How is a Business Valuated Differently from a House or a Stock Portfolio?

As part of a couple’s divorce proceeding, marital property is divided between the spouses. When spouses own significant assets, including homes, investment properties, businesses, retirement accounts, stock portfolios, professional practices, etc., the division of those assets can be quite challenging, even in the most amicable divorces.

Deciding who should get what in a divorce can be difficult, especially since the value of the assets to be divided between spouses is determined not only based upon the assets’ current market value, but also upon factors such as liquidity, cost basis, potential for appreciation, and tax implications associated with the sale of an asset, all of which can play a role in determining how each asset is distributed between spouses.

Therefore, it is crucial that thorough valuations are conducted by professionals experienced in valuing each specific type of asset, as not all assets are valuated using the same procedures. For instance, a business is valuated by a different methodology than real estate or a stock portfolio.

Different Methods of Valuation

There is a key difference between the process of the valuation of a business and the valuation of assets like real estate property. While real estate is normally valued through a comparison of the sale prices of other similarly situated properties, it is difficult to compare one business’s value with another’s.

Similarly, a stock portfolio can be easily valued by referral to the current price per share on the trading market, and the value is determined by supply and demand. The more people that want to buy a certain stock, the more the value goes up, and vice versa.

While it is possible to experience a sudden demand for a particular type of business, causing a rise in the business valuation, this is not the only factor that is considered when determining the value of a business.

Difficulty Accessing Comparable Financial Data

While stock price information is easily accessible, and a real estate agent can tell you the value of a home based on a comparable market analysis, for one small business to be valued based on comparable data to that of a similar business, it would require free access to the data of similar companies. This would only be possible in a situation where the similarly situated company is publicly traded.

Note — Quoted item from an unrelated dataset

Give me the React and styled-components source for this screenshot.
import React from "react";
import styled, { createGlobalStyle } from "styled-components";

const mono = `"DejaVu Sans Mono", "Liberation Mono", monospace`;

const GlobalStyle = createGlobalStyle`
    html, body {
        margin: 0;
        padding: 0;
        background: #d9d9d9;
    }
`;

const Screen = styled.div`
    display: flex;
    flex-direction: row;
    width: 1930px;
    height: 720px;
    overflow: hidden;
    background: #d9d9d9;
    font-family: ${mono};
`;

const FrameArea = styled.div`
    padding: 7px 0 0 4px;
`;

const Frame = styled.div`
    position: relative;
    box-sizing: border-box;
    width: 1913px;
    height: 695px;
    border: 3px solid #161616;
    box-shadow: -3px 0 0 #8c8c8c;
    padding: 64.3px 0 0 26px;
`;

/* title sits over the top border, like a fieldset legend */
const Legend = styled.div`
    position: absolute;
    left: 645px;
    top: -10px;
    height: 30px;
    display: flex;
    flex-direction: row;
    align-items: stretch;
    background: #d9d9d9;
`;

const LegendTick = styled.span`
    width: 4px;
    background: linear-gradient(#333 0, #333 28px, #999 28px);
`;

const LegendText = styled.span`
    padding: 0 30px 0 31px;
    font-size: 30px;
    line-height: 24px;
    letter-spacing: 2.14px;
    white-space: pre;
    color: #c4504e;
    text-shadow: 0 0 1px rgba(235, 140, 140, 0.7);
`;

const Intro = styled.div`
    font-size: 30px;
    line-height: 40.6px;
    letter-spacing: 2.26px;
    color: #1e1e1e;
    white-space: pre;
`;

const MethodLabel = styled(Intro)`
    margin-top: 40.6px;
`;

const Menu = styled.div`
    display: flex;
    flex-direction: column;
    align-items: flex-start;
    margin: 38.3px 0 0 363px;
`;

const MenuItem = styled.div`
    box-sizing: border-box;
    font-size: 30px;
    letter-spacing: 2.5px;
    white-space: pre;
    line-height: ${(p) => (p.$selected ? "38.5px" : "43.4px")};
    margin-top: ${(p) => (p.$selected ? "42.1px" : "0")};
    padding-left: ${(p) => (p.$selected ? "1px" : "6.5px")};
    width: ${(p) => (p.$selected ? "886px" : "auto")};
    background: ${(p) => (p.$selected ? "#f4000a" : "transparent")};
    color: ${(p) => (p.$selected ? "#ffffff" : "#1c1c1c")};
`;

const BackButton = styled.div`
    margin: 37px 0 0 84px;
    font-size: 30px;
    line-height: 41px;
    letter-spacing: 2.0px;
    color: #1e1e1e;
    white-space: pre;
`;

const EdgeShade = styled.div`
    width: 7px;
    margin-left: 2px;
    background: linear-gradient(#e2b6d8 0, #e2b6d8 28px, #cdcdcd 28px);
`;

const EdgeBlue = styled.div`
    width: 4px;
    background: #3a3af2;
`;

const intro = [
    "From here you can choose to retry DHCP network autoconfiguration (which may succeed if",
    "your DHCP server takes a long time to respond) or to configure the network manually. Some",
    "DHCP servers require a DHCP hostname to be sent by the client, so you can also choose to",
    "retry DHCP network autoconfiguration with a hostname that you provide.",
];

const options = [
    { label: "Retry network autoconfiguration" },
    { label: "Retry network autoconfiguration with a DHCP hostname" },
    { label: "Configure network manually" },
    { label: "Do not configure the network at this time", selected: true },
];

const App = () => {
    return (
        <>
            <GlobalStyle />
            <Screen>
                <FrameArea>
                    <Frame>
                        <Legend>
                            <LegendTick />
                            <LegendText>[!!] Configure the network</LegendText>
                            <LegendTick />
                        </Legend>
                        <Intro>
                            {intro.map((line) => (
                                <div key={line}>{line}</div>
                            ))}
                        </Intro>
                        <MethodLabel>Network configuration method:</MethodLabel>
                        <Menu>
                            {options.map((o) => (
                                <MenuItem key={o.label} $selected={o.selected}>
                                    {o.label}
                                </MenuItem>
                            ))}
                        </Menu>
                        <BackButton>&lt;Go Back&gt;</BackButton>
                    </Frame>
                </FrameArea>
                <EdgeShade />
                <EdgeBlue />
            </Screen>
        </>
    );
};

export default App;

However, when a company is privately held, accessing that company’s financial data is not as easy as asking for it nicely, especially since the company may see the spouse’s business that needs to be evaluated, as a competitor. Yet even though it is difficult to value a business without financial data from a comparable business, a business broker can analyze the necessary data to determine a business’s value and can apply market trends and critical success factors specific to the spouse’s business that can impact valuation.

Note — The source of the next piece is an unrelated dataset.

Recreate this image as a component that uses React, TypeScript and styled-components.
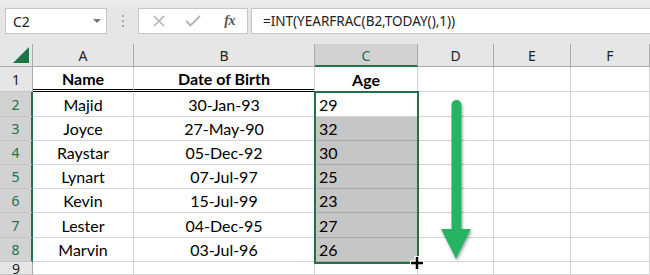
import React from "react"
import styled, { createGlobalStyle } from "styled-components"

const GlobalStyle = createGlobalStyle`
  html, body {
    margin: 0;
    padding: 0;
    background: #ffffff;
  }
  * {
    box-sizing: border-box;
  }
`

const GREEN = "#217346"
const UI_FONT = `"Noto Sans", "Open Sans", sans-serif`
const CELL_FONT = `Lato, "Noto Sans", sans-serif`

const Page = styled.div`
  position: relative;
  width: 650px;
  height: 275px;
  overflow: hidden;
  background: #ffffff;
`

const FormulaBar = styled.div`
  height: 44px;
  display: flex;
  align-items: flex-start;
  padding: 8px 0 0 5px;
  background: linear-gradient(#ececec, #e6e6e6 8px);
  font-family: ${UI_FONT};
`

const NameBox = styled.div`
  width: 102px;
  height: 26px;
  display: flex;
  align-items: center;
  justify-content: space-between;
  padding: 0 5px 0 7px;
  background: #ffffff;
  border: 1px solid #c6c6c6;
  font-size: 14px;
  color: #222;
`

const Caret = styled.span`
  width: 0;
  height: 0;
  border-left: 4px solid transparent;
  border-right: 4px solid transparent;
  border-top: 4px solid #777;
`

const Grip = styled.div`
  width: 31px;
  height: 26px;
  display: flex;
  flex-direction: column;
  align-items: center;
  justify-content: center;
  gap: 3px;
  span {
    width: 2px;
    height: 2px;
    background: #a6a6a6;
  }
`

const FxButtons = styled.div`
  width: 110px;
  height: 26px;
  display: flex;
  align-items: center;
  padding: 0 12px 0 14px;
  background: #ffffff;
  border: 1px solid #c6c6c6;
`

const FxIcon = styled.span`
  margin-left: auto;
  font-family: "Liberation Serif", serif;
  font-style: italic;
  font-weight: bold;
  font-size: 14px;
  color: #555;
  letter-spacing: -0.5px;
`

const FormulaInput = styled.div`
  flex: 1;
  height: 26px;
  margin-left: 3px;
  display: flex;
  align-items: center;
  padding-left: 11px;
  background: #ffffff;
  border: 1px solid #c6c6c6;
  border-right: none;
  font-size: 13.5px;
  color: #222;
  white-space: nowrap;
`

const Grid = styled.div`
  display: grid;
  grid-template-columns: 33px 101px 181px 103px 76px 77px 1fr;
  grid-template-rows: 23px 25px 25px 24px 24px 24px 24px 25px 24px 13px;
`

const ColHead = styled.div<{ $active?: boolean }>`
  display: flex;
  align-items: center;
  justify-content: center;
  background: ${(p) => (p.$active ? "#d2d2d2" : "#e6e6e6")};
  color: ${(p) => (p.$active ? GREEN : "#222")};
  border-right: 1px solid #ababab;
  border-bottom: ${(p) => (p.$active ? `2px solid ${GREEN}` : "1px solid #ababab")};
  font-family: ${UI_FONT};
  font-size: 14px;
  padding-top: 1px;
`

const Corner = styled.div`
  position: relative;
  background: #e6e6e6;
  border-right: 1px solid #ababab;
  border-bottom: 1px solid #ababab;
  &::after {
    content: "";
    position: absolute;
    right: 3px;
    bottom: 3px;
    width: 0;
    height: 0;
    border-left: 16px solid transparent;
    border-bottom: 16px solid ${GREEN};
  }
`

const RowHead = styled.div<{ $active?: boolean }>`
  display: flex;
  align-items: center;
  justify-content: center;
  background: ${(p) => (p.$active ? "#d2d2d2" : "#e6e6e6")};
  color: ${(p) => (p.$active ? GREEN : "#222")};
  border-right: ${(p) => (p.$active ? `2px solid ${GREEN}` : "1px solid #ababab")};
  border-bottom: 1px solid #c4c4c4;
  font-family: ${UI_FONT};
  font-size: 14px;
`

const Cell = styled.div<{ $align?: "left" | "center"; $bold?: boolean; $double?: boolean; $fill?: boolean }>`
  display: flex;
  align-items: center;
  justify-content: ${(p) => (p.$align === "left" ? "flex-start" : "center")};
  padding: 0 4px;
  background: ${(p) => (p.$fill ? "#c6c6c6" : "#ffffff")};
  border-right: 1px solid ${(p) => (p.$fill ? "#ffffff" : "#d4d4d4")};
  border-bottom: ${(p) => (p.$double ? "3px double #000" : `1px solid ${p.$fill ? "#a9a9a9" : "#d4d4d4"}`)};
  font-family: ${CELL_FONT};
  font-size: 16px;
  font-weight: ${(p) => (p.$bold ? 700 : 400)};
  color: #000;
  white-space: nowrap;
`

const Selection = styled.div`
  position: absolute;
  left: 314px;
  top: 91px;
  width: 105px;
  height: 173px;
  border: 2px solid ${GREEN};
  pointer-events: none;
`

const Overlay = styled.svg`
  position: absolute;
  left: 0;
  top: 0;
  pointer-events: none;
`

const rows = [
  { name: "Majid", dob: "30-Jan-93", age: "29" },
  { name: "Joyce", dob: "27-May-90", age: "32" },
  { name: "Raystar", dob: "05-Dec-92", age: "30" },
  { name: "Lynart", dob: "07-Jul-97", age: "25" },
  { name: "Kevin", dob: "15-Jul-99", age: "23" },
  { name: "Lester", dob: "04-Dec-95", age: "27" },
  { name: "Marvin", dob: "03-Jul-96", age: "26" },
]

const cols = ["A", "B", "C", "D", "E", "F"]

const App: React.FC = () => {
  return (
    <Page>
      <GlobalStyle />
      <FormulaBar>
        <NameBox>
          <span>C2</span>
          <Caret />
        </NameBox>
        <Grip>
          <span />
          <span />
          <span />
        </Grip>
        <FxButtons>
          <svg width="12" height="12" viewBox="0 0 12 12">
            <path d="M1 1 L11 11 M11 1 L1 11" stroke="#b4b4b4" strokeWidth="1.6" fill="none" />
          </svg>
          <svg width="16" height="12" viewBox="0 0 16 12" style={{ marginLeft: 20 }}>
            <path d="M1 6 L5.5 10.5 L15 1" stroke="#b4b4b4" strokeWidth="1.8" fill="none" />
          </svg>
          <FxIcon>fx</FxIcon>
        </FxButtons>
        <FormulaInput>=INT(YEARFRAC(B2,TODAY(),1))</FormulaInput>
      </FormulaBar>

      <Grid>
        <Corner />
        {cols.map((c) => (
          <ColHead key={c} $active={c === "C"}>
            {c}
          </ColHead>
        ))}

        <RowHead>1</RowHead>
        <Cell $bold $double>Name</Cell>
        <Cell $bold $double>Date of Birth</Cell>
        <Cell $bold>Age</Cell>
        <Cell />
        <Cell />
        <Cell />

        {rows.map((r, i) => (
          <React.Fragment key={r.name}>
            <RowHead $active>{i + 2}</RowHead>
            <Cell>{r.name}</Cell>
            <Cell>{r.dob}</Cell>
            <Cell $align="left" $fill={i > 0}>
              {r.age}
            </Cell>
            <Cell />
            <Cell />
            <Cell />
          </React.Fragment>
        ))}

        <RowHead>9</RowHead>
        <Cell />
        <Cell />
        <Cell />
        <Cell />
        <Cell />
        <Cell />
      </Grid>

      <Selection />

      <Overlay width="650" height="275" viewBox="0 0 650 275">
        <defs>
          <filter id="shadow" x="-30%" y="-10%" width="160%" height="130%">
            <feDropShadow dx="1" dy="2" stdDeviation="1.5" floodColor="#000" floodOpacity="0.35" />
          </filter>
        </defs>
        <g filter="url(#shadow)" fill="#27b363">
          <rect x="451.5" y="100" width="10" height="134" rx="5" />
          <polygon points="441,229 471,229 456,259" />
        </g>
        <g>
          <path d="M417 256 V270 M410 263 H424" stroke="#fff" strokeWidth="5" />
          <path d="M417 257 V269 M411 263 H423" stroke="#000" strokeWidth="2.5" />
        </g>
      </Overlay>
    </Page>
  )
}

export default App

Selling a Business is Different From Selling Stocks or Real Estate

Valuing and selling a business is not as straightforward as selling a home or stock. First, there is the available pool of buyers. When you sell a business, the pool of potential buyers is usually reduced to people who are already operating in that industry or who have significant knowledge about the industry, since it would require a specific skillset to operate it. The time involved in selling a business, including the due diligence period, is substantially longer and much more complicated than what is needed to valuate a stock or a real estate property.

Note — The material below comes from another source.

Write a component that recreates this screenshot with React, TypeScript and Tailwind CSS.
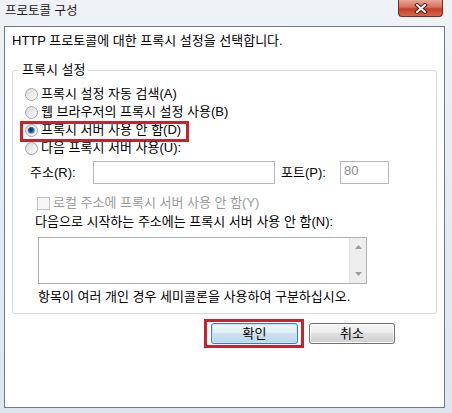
import React from 'react';

function Radio({ checked }: { checked?: boolean }) {
    return (
        <svg width="13" height="13" viewBox="0 0 13 13" className="shrink-0">
            <defs>
                <linearGradient id="radioFill" x1="0" y1="0" x2="1" y2="1">
                    <stop offset="0" stopColor="#d6d6d6" />
                    <stop offset="1" stopColor="#ffffff" />
                </linearGradient>
                <radialGradient id="radioDot" cx="0.4" cy="0.4" r="0.6">
                    <stop offset="0" stopColor="#0b2a4a" />
                    <stop offset="0.55" stopColor="#1f5d92" />
                    <stop offset="1" stopColor="#8cc2ea" />
                </radialGradient>
            </defs>
            <circle cx="6.5" cy="6.5" r="6" fill="url(#radioFill)" stroke="#a8a8a8" />
            {checked && <circle cx="6.5" cy="6.5" r="3.6" fill="url(#radioDot)" />}
        </svg>
    );
}

function RadioRow({ label, checked, marked }: { label: string; checked?: boolean; marked?: boolean }) {
    return (
        <div className="relative h-[18px] flex items-center gap-[3px] pl-[12px]">
            <Radio checked={checked} />
            <span className="leading-[14px]">{label}</span>
            {marked && (
                <span className="absolute left-[7px] top-0 w-[169px] h-[21px] border-[3px] border-[#c8232c]" />
            )}
        </div>
    );
}

export default function App() {
    return (
        <div className="w-[452px] h-[413px] overflow-hidden flex flex-col bg-[linear-gradient(#eff2f6,#dde5ef)] text-[13px] text-black font-['Liberation_Sans','Noto_Sans_CJK_KR',sans-serif]">
            {/* title bar */}
            <div className="h-[26px] flex items-start justify-between shrink-0">
                <span className="pl-[5px] pt-[4px] leading-[14px] text-[12.5px] text-[#1a1a1a]">프로토콜 구성</span>
                <div className="mr-[9px] w-[45px] h-[17px] rounded-b-[4px] border border-t-0 border-[#7b2a20] bg-[linear-gradient(#e9a898,#d7705d_45%,#c43f26_55%,#d3684e)] flex items-center justify-center">
                    <svg width="14" height="11" viewBox="0 0 14 11">
                        <path d="M3 2 L11 9 M11 2 L3 9" stroke="#5b1a10" strokeWidth="4" strokeLinecap="square" />
                        <path d="M3 2 L11 9 M11 2 L3 9" stroke="#ffffff" strokeWidth="2" strokeLinecap="square" />
                    </svg>
                </div>
            </div>

            {/* client area */}
            <div className="ml-[4px] mr-[7px] h-[382px] shrink-0 border border-[#6f7a86] bg-white flex flex-col">
                <div className="mt-[7px] ml-[7px] h-[14px] leading-[14px]">HTTP 프로토콜에 대한 프록시 설정을 선택합니다.</div>

                <div className="relative mt-[22px] ml-[7px] w-[425px] h-[244px] border border-[#d5dce3] rounded-[3px] flex flex-col pt-[14px]">
                    <span className="absolute left-[6px] top-[-8px] px-[3px] bg-white leading-[14px]">프록시 설정</span>

                    <RadioRow label="프록시 설정 자동 검색(A)" />
                    <RadioRow label="웹 브라우저의 프록시 설정 사용(B)" />
                    <RadioRow label="프록시 서버 사용 안 함(D)" checked marked />
                    <RadioRow label="다음 프록시 서버 사용(U):" />

                    <div className="mt-[4px] h-[23px] flex items-center pl-[17px]">
                        <span className="w-[63px] leading-[14px]">주소(R):</span>
                        <div className="w-[182px] h-[23px] border border-[#b5b9bf] bg-white" />
                        <span className="ml-[6px] w-[59px] leading-[14px]">포트(P):</span>
                        <div className="w-[49px] h-[23px] border border-[#b5b9bf] bg-white pl-[3px] pt-[2px] leading-[14px] text-[#8d8d8d]">80</div>
                    </div>

                    <div className="mt-[10px] h-[18px] flex items-center gap-[3px] pl-[24px] text-[#9a9a9a]">
                        <span className="w-[13px] h-[13px] border border-[#c3c3c3] bg-[#f7f7f7] shrink-0" />
                        <span className="leading-[14px]">로컬 주소에 프록시 서버 사용 안 함(Y)</span>
                    </div>

                    <div className="mt-[1px] h-[18px] flex items-center pl-[22px]">
                        <span className="leading-[14px]">다음으로 시작하는 주소에는 프록시 서버 사용 안 함(N):</span>
                    </div>

                    <div className="mt-[6px] ml-[25px] w-[329px] h-[47px] border border-[#adb2b8] bg-white flex">
                        <div className="flex-1" />
                        <div className="w-[17px] bg-[#eeeeee] border-l border-[#e2e2e2] flex flex-col items-center justify-between py-[7px]">
                            <svg width="7" height="4" viewBox="0 0 7 4">
                                <path d="M0 4 L3.5 0 L7 4 Z" fill="#9c9c9c" />
                            </svg>
                            <svg width="7" height="4" viewBox="0 0 7 4">
                                <path d="M0 0 L7 0 L3.5 4 Z" fill="#9c9c9c" />
                            </svg>
                        </div>
                    </div>

                    <div className="mt-[4px] h-[18px] flex items-center pl-[25px]">
                        <span className="leading-[14px]">항목이 여러 개인 경우 세미콜론을 사용하여 구분하십시오.</span>
                    </div>
                </div>

                <div className="mt-[9px] mr-[49px] flex justify-end gap-[11px]">
                    <div className="relative">
                        <button className="w-[87px] h-[21px] rounded-[3px] border border-[#3c7fb1] bg-[linear-gradient(#eef6fb_0%,#dfeef7_50%,#cde3f1_50%,#bcd7ea_100%)] leading-[14px] shadow-[inset_0_0_0_1px_#c4e5f6]">
                            확인
                        </button>
                        <span className="absolute left-[-7px] right-[-6px] top-[-4px] bottom-[-4px] border-[3px] border-[#c8232c]" />
                    </div>
                    <button className="w-[86px] h-[21px] rounded-[3px] border border-[#707070] bg-[linear-gradient(#f4f4f4_0%,#ececec_50%,#dedede_50%,#d1d1d1_100%)] leading-[14px] shadow-[inset_0_0_0_1px_#fbfbfb]">
                        취소
                    </button>
                </div>
            </div>
        </div>
    );
}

In addition, the liquidity of stocks and ability to sell real estate, versus the nature of a privately owned business, plays an important role in determining the value of each. For instance, a stock is typically sold at the listing price, and a home is normally sold fairly close to the asking price. However, the sale price of a business can be drastically reduced in value due to factors such as perceived earnings, information discovered during the due diligence period, or projections as to the business’s value in the future. Because of this, many businesses are not sold, so the value of the company is directly tied to its being managed by the spouse who operates it at the time of the divorce.

Adjustments to a Business’s Financial Statements

Unlike stocks and real estate, the process of valuation of a business sometimes requires an adjustment of its financial statements. A common practice for many business owners to reduce their tax liabilities is to minimize their annual profits by increasing expenses, which is a practice that can greatly affect the value of a business.

Time Doesn’t Necessarily Increase a Business’s Value

If a spouse has maintained his or her business for a long period of time, it is usually seen as a good indication that the business can withstand a decline or incline in the economy. Unlike the value of real estate, which historically increases in value each year, a business’s financial performance over time may not be as straightforward and can greatly increase or decrease year by year depending on market conditions.

If you are in a position where you must valuate your assets, it is important to understand the distinctions in the valuation of different types of assets and to seek the advice of a professional in the respective sector to determine each asset’s value.